§ Task description: All the data should be repeated exactly. Any image in it is left out.

§ Supplied material:
* Begin *

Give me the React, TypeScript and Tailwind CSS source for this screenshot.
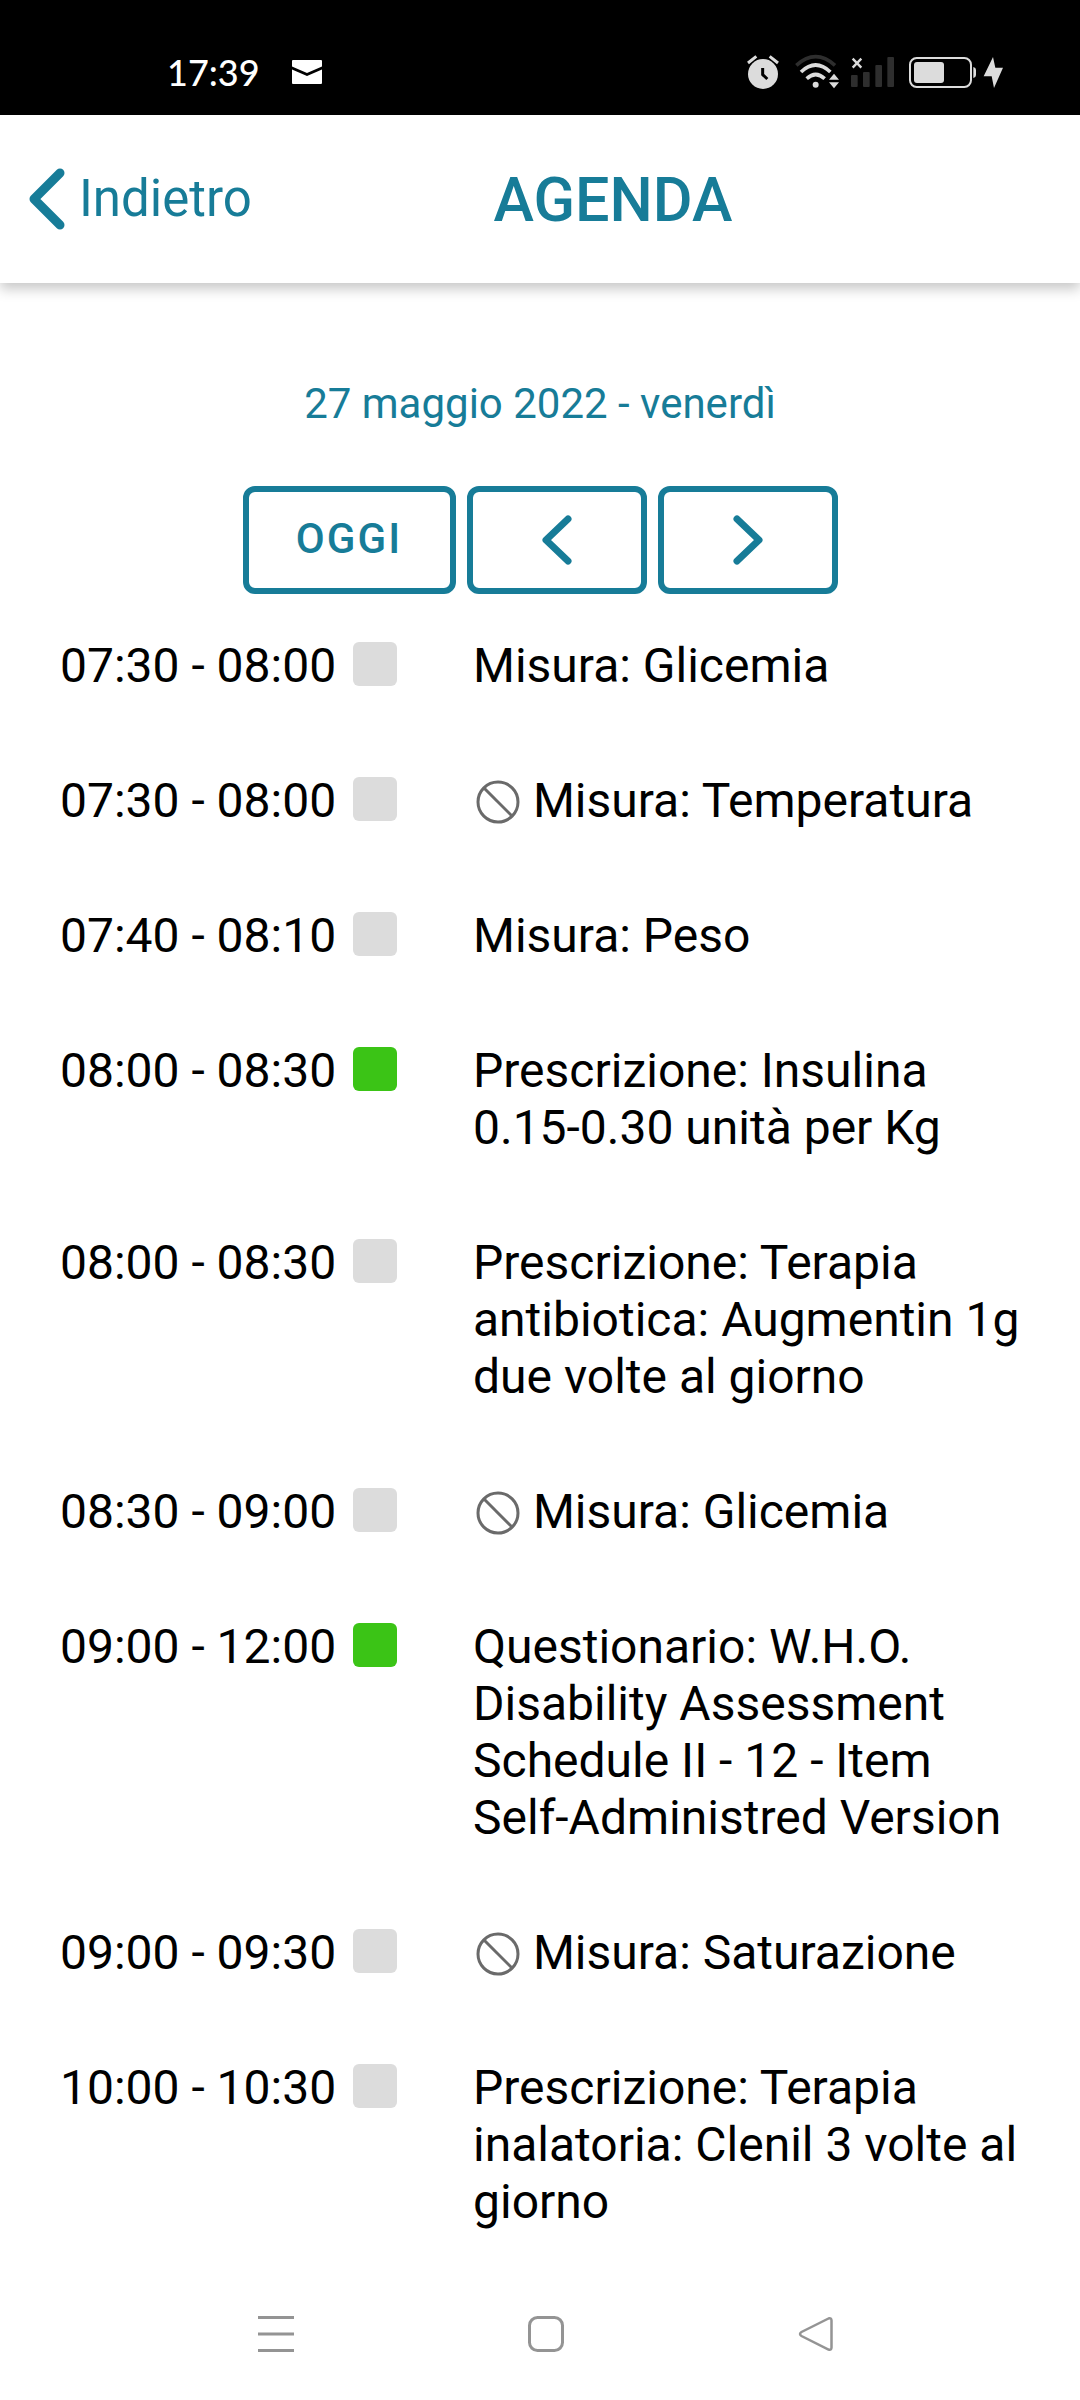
interface AgendaItem {
  time: string;
  title: string;
  done?: boolean;
  blocked?: boolean;
}

const items: AgendaItem[] = [
  { time: "07:30 - 08:00", title: "Misura: Glicemia" },
  { time: "07:30 - 08:00", title: "Misura: Temperatura", blocked: true },
  { time: "07:40 - 08:10", title: "Misura: Peso" },
  {
    time: "08:00 - 08:30",
    title: "Prescrizione: Insulina 0.15-0.30 unità per Kg",
    done: true,
  },
  {
    time: "08:00 - 08:30",
    title: "Prescrizione: Terapia antibiotica: Augmentin 1g due volte al giorno",
  },
  { time: "08:30 - 09:00", title: "Misura: Glicemia", blocked: true },
  {
    time: "09:00 - 12:00",
    title:
      "Questionario: W.H.O. Disability Assessment Schedule II - 12 - Item Self-Administred Version",
    done: true,
  },
  { time: "09:00 - 09:30", title: "Misura: Saturazione", blocked: true },
  {
    time: "10:00 - 10:30",
    title: "Prescrizione: Terapia inalatoria: Clenil 3 volte al giorno",
  },
];

function StatusBar() {
  return (
    <div className="flex h-[115px] items-end justify-between bg-black pr-[76px] pb-[25px] pl-[167px] text-white">
      <div className="flex h-9 items-center gap-8">
        <span className="font-['Lato',sans-serif] text-[36px] leading-9 font-medium">
          17:39
        </span>
        <svg width="30" height="24" viewBox="0 0 30 24" fill="currentColor">
          <path d="M1 0h28a1 1 0 0 1 1 1v5.500L15 13 0 6.500V1a1 1 0 0 1 1-1Z" />
          <path d="M0 9.500l15 6.500 15-6.500V23a1 1 0 0 1-1 1H1a1 1 0 0 1-1-1Z" />
        </svg>
      </div>
      <div className="flex gap-[10px] text-[#dcdcdc]">
        <svg width="38" height="36" viewBox="78 72 114 108" fill="none">
          <circle cx="129" cy="132" r="45" fill="currentColor" />
          <path d="M84 99l25-20M174 99l-25-20" stroke="currentColor" strokeWidth="9" />
          <path d="M128 114v20l14 13" stroke="#000" strokeWidth="9" />
        </svg>
        <svg width="46" height="36" viewBox="222 72 138 108" fill="none">
          <path d="M229 106q58-52 116 0" stroke="#2e2e2e" strokeWidth="11" />
          <path
            d="M243 126q44-42 88 0M260 146q27-25 54 0"
            stroke="currentColor"
            strokeWidth="11"
          />
          <circle cx="287" cy="164" r="9" fill="currentColor" />
          <path d="M342 131l15 18h-30ZM342 175l15-18h-30Z" fill="currentColor" />
        </svg>
        <svg width="48" height="36" viewBox="390 72 144 108" fill="none">
          <g fill="#2e2e2e">
            <rect x="393" y="135" width="20" height="36" rx="3" />
            <rect x="429" y="126" width="20" height="45" rx="3" />
            <rect x="466" y="105" width="20" height="66" rx="3" />
            <rect x="502" y="81" width="20" height="90" rx="3" />
          </g>
          <path d="M398 86l26 27M424 86l-26 27" stroke="currentColor" strokeWidth="7" />
        </svg>
        <svg width="96" height="36" viewBox="564 72 288 108" fill="none">
          <rect
            x="570"
            y="84"
            width="183"
            height="87"
            rx="20"
            stroke="currentColor"
            strokeWidth="6"
          />
          <rect x="582" y="96" width="90" height="63" rx="9" fill="currentColor" />
          <path d="M760 111q8 2 8 9v15q0 7-8 9Z" fill="currentColor" />
          <path d="M819 81l-28 58h24l7 35 27-61h-23Z" fill="currentColor" />
        </svg>
      </div>
    </div>
  );
}

function Header() {
  return (
    <header className="flex h-[168px] items-center bg-white pr-[106px] pl-[29px] text-[#177c98] shadow-[0_6px_12px_rgba(0,0,0,0.22)]">
      <button className="flex items-center gap-[14px] text-[51px] leading-[60px]">
        <svg width="36" height="62" viewBox="0 0 36 62" fill="none">
          <path
            d="M31 5L5 31l26 26"
            stroke="currentColor"
            strokeWidth="9"
            strokeLinecap="round"
            strokeLinejoin="round"
          />
        </svg>
        Indietro
      </button>
      <h1 className="flex-1 pt-[2px] text-center text-[61px] leading-[72px] font-medium">
        AGENDA
      </h1>
    </header>
  );
}

function Arrow({ d }: { d: string }) {
  return (
    <svg width="30" height="50" viewBox="0 0 30 50" fill="none">
      <path
        d={d}
        stroke="currentColor"
        strokeWidth="7"
        strokeLinecap="round"
        strokeLinejoin="round"
      />
    </svg>
  );
}

function BlockedIcon() {
  return (
    <svg
      className="inline-block align-[-9px]"
      width="48"
      height="48"
      viewBox="0 0 48 48"
      fill="none"
      stroke="#6a6a6a"
      strokeWidth="3"
    >
      <circle cx="25" cy="24" r="20" />
      <path d="M11 10l28 28" />
    </svg>
  );
}

function AgendaRow({ item }: { item: AgendaItem }) {
  return (
    <li className="grid grid-cols-[413px_1fr]">
      <div className="flex items-start gap-[17px]">
        <time>{item.time}</time>
        <span
          className={`mt-[5px] size-11 rounded-md ${item.done ? "bg-[#3bc416]" : "bg-[#dcdcdc]"}`}
        />
      </div>
      <p>
        {item.blocked && (
          <>
            <BlockedIcon />{" "}
          </>
        )}
        {item.title}
      </p>
    </li>
  );
}

function NavBar() {
  return (
    <nav className="mt-auto flex justify-between pr-[246px] pb-12 pl-[258px] text-[#949494]">
      <button aria-label="Recenti">
        <svg width="36" height="36" viewBox="0 0 36 36" stroke="currentColor" strokeWidth="3">
          <path d="M0 1.500h36M0 18h36M0 34.500h36" />
        </svg>
      </button>
      <button aria-label="Home">
        <svg width="36" height="36" viewBox="0 0 36 36" fill="none">
          <rect
            x="1.500"
            y="1.500"
            width="33"
            height="33"
            rx="8"
            stroke="currentColor"
            strokeWidth="3"
          />
        </svg>
      </button>
      <button aria-label="Indietro">
        <svg width="36" height="36" viewBox="0 0 36 36" fill="none">
          <path
            d="M30.500 2.500L3.500 16q-3 2 0 4l27 13.500q3 1 3-2v-27q0-3-3-2Z"
            stroke="currentColor"
            strokeWidth="2.500"
          />
        </svg>
      </button>
    </nav>
  );
}

export default function App() {
  return (
    <div className="flex min-h-screen flex-col bg-white font-['Roboto',sans-serif] text-black">
      <StatusBar />
      <Header />
      <main>
        <h2 className="mt-24 text-center text-[42px] leading-[50px] text-[#177c98]">
          27 maggio 2022 - venerdì
        </h2>
        <div className="mt-[57px] flex justify-center gap-[11px] text-[#177c98]">
          <button className="h-[108px] w-[213px] rounded-xl border-6 border-current pb-[3px] text-[42px] font-medium tracking-wider">
            OGGI
          </button>
          <button
            aria-label="Giorno precedente"
            className="flex h-[108px] w-[180px] items-center justify-center rounded-xl border-6 border-current"
          >
            <Arrow d="M26 4L4 25l22 21" />
          </button>
          <button
            aria-label="Giorno successivo"
            className="flex h-[108px] w-[180px] items-center justify-center rounded-xl border-6 border-current"
          >
            <Arrow d="M4 4l22 21L4 46" />
          </button>
        </div>
        <ul className="mt-[43px] flex flex-col gap-[78px] pr-12 pl-[60px] text-[48px] leading-[57px]">
          {items.map((item, i) => (
            <AgendaRow key={i} item={item} />
          ))}
        </ul>
      </main>
      <NavBar />
    </div>
  );
}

* End *

§ Response to this exercise:
Give me the React, TypeScript and Tailwind CSS source for this screenshot.
interface AgendaItem {
  time: string;
  title: string;
  done?: boolean;
  blocked?: boolean;
}

const items: AgendaItem[] = [
  { time: "07:30 - 08:00", title: "Misura: Glicemia" },
  { time: "07:30 - 08:00", title: "Misura: Temperatura", blocked: true },
  { time: "07:40 - 08:10", title: "Misura: Peso" },
  {
    time: "08:00 - 08:30",
    title: "Prescrizione: Insulina 0.15-0.30 unità per Kg",
    done: true,
  },
  {
    time: "08:00 - 08:30",
    title: "Prescrizione: Terapia antibiotica: Augmentin 1g due volte al giorno",
  },
  { time: "08:30 - 09:00", title: "Misura: Glicemia", blocked: true },
  {
    time: "09:00 - 12:00",
    title:
      "Questionario: W.H.O. Disability Assessment Schedule II - 12 - Item Self-Administred Version",
    done: true,
  },
  { time: "09:00 - 09:30", title: "Misura: Saturazione", blocked: true },
  {
    time: "10:00 - 10:30",
    title: "Prescrizione: Terapia inalatoria: Clenil 3 volte al giorno",
  },
];

function StatusBar() {
  return (
    <div className="flex h-[115px] items-end justify-between bg-black pr-[76px] pb-[25px] pl-[167px] text-white">
      <div className="flex h-9 items-center gap-8">
        <span className="font-['Lato',sans-serif] text-[36px] leading-9 font-medium">
          17:39
        </span>
        <svg width="30" height="24" viewBox="0 0 30 24" fill="currentColor">
          <path d="M1 0h28a1 1 0 0 1 1 1v5.500L15 13 0 6.500V1a1 1 0 0 1 1-1Z" />
          <path d="M0 9.500l15 6.500 15-6.500V23a1 1 0 0 1-1 1H1a1 1 0 0 1-1-1Z" />
        </svg>
      </div>
      <div className="flex gap-[10px] text-[#dcdcdc]">
        <svg width="38" height="36" viewBox="78 72 114 108" fill="none">
          <circle cx="129" cy="132" r="45" fill="currentColor" />
          <path d="M84 99l25-20M174 99l-25-20" stroke="currentColor" strokeWidth="9" />
          <path d="M128 114v20l14 13" stroke="#000" strokeWidth="9" />
        </svg>
        <svg width="46" height="36" viewBox="222 72 138 108" fill="none">
          <path d="M229 106q58-52 116 0" stroke="#2e2e2e" strokeWidth="11" />
          <path
            d="M243 126q44-42 88 0M260 146q27-25 54 0"
            stroke="currentColor"
            strokeWidth="11"
          />
          <circle cx="287" cy="164" r="9" fill="currentColor" />
          <path d="M342 131l15 18h-30ZM342 175l15-18h-30Z" fill="currentColor" />
        </svg>
        <svg width="48" height="36" viewBox="390 72 144 108" fill="none">
          <g fill="#2e2e2e">
            <rect x="393" y="135" width="20" height="36" rx="3" />
            <rect x="429" y="126" width="20" height="45" rx="3" />
            <rect x="466" y="105" width="20" height="66" rx="3" />
            <rect x="502" y="81" width="20" height="90" rx="3" />
          </g>
          <path d="M398 86l26 27M424 86l-26 27" stroke="currentColor" strokeWidth="7" />
        </svg>
        <svg width="96" height="36" viewBox="564 72 288 108" fill="none">
          <rect
            x="570"
            y="84"
            width="183"
            height="87"
            rx="20"
            stroke="currentColor"
            strokeWidth="6"
          />
          <rect x="582" y="96" width="90" height="63" rx="9" fill="currentColor" />
          <path d="M760 111q8 2 8 9v15q0 7-8 9Z" fill="currentColor" />
          <path d="M819 81l-28 58h24l7 35 27-61h-23Z" fill="currentColor" />
        </svg>
      </div>
    </div>
  );
}

function Header() {
  return (
    <header className="flex h-[168px] items-center bg-white pr-[106px] pl-[29px] text-[#177c98] shadow-[0_6px_12px_rgba(0,0,0,0.22)]">
      <button className="flex items-center gap-[14px] text-[51px] leading-[60px]">
        <svg width="36" height="62" viewBox="0 0 36 62" fill="none">
          <path
            d="M31 5L5 31l26 26"
            stroke="currentColor"
            strokeWidth="9"
            strokeLinecap="round"
            strokeLinejoin="round"
          />
        </svg>
        Indietro
      </button>
      <h1 className="flex-1 pt-[2px] text-center text-[61px] leading-[72px] font-medium">
        AGENDA
      </h1>
    </header>
  );
}

function Arrow({ d }: { d: string }) {
  return (
    <svg width="30" height="50" viewBox="0 0 30 50" fill="none">
      <path
        d={d}
        stroke="currentColor"
        strokeWidth="7"
        strokeLinecap="round"
        strokeLinejoin="round"
      />
    </svg>
  );
}

function BlockedIcon() {
  return (
    <svg
      className="inline-block align-[-9px]"
      width="48"
      height="48"
      viewBox="0 0 48 48"
      fill="none"
      stroke="#6a6a6a"
      strokeWidth="3"
    >
      <circle cx="25" cy="24" r="20" />
      <path d="M11 10l28 28" />
    </svg>
  );
}

function AgendaRow({ item }: { item: AgendaItem }) {
  return (
    <li className="grid grid-cols-[413px_1fr]">
      <div className="flex items-start gap-[17px]">
        <time>{item.time}</time>
        <span
          className={`mt-[5px] size-11 rounded-md ${item.done ? "bg-[#3bc416]" : "bg-[#dcdcdc]"}`}
        />
      </div>
      <p>
        {item.blocked && (
          <>
            <BlockedIcon />{" "}
          </>
        )}
        {item.title}
      </p>
    </li>
  );
}

function NavBar() {
  return (
    <nav className="mt-auto flex justify-between pr-[246px] pb-12 pl-[258px] text-[#949494]">
      <button aria-label="Recenti">
        <svg width="36" height="36" viewBox="0 0 36 36" stroke="currentColor" strokeWidth="3">
          <path d="M0 1.500h36M0 18h36M0 34.500h36" />
        </svg>
      </button>
      <button aria-label="Home">
        <svg width="36" height="36" viewBox="0 0 36 36" fill="none">
          <rect
            x="1.500"
            y="1.500"
            width="33"
            height="33"
            rx="8"
            stroke="currentColor"
            strokeWidth="3"
          />
        </svg>
      </button>
      <button aria-label="Indietro">
        <svg width="36" height="36" viewBox="0 0 36 36" fill="none">
          <path
            d="M30.500 2.500L3.500 16q-3 2 0 4l27 13.500q3 1 3-2v-27q0-3-3-2Z"
            stroke="currentColor"
            strokeWidth="2.500"
          />
        </svg>
      </button>
    </nav>
  );
}

export default function App() {
  return (
    <div className="flex min-h-screen flex-col bg-white font-['Roboto',sans-serif] text-black">
      <StatusBar />
      <Header />
      <main>
        <h2 className="mt-24 text-center text-[42px] leading-[50px] text-[#177c98]">
          27 maggio 2022 - venerdì
        </h2>
        <div className="mt-[57px] flex justify-center gap-[11px] text-[#177c98]">
          <button className="h-[108px] w-[213px] rounded-xl border-6 border-current pb-[3px] text-[42px] font-medium tracking-wider">
            OGGI
          </button>
          <button
            aria-label="Giorno precedente"
            className="flex h-[108px] w-[180px] items-center justify-center rounded-xl border-6 border-current"
          >
            <Arrow d="M26 4L4 25l22 21" />
          </button>
          <button
            aria-label="Giorno successivo"
            className="flex h-[108px] w-[180px] items-center justify-center rounded-xl border-6 border-current"
          >
            <Arrow d="M4 4l22 21L4 46" />
          </button>
        </div>
        <ul className="mt-[43px] flex flex-col gap-[78px] pr-12 pl-[60px] text-[48px] leading-[57px]">
          {items.map((item, i) => (
            <AgendaRow key={i} item={item} />
          ))}
        </ul>
      </main>
      <NavBar />
    </div>
  );
}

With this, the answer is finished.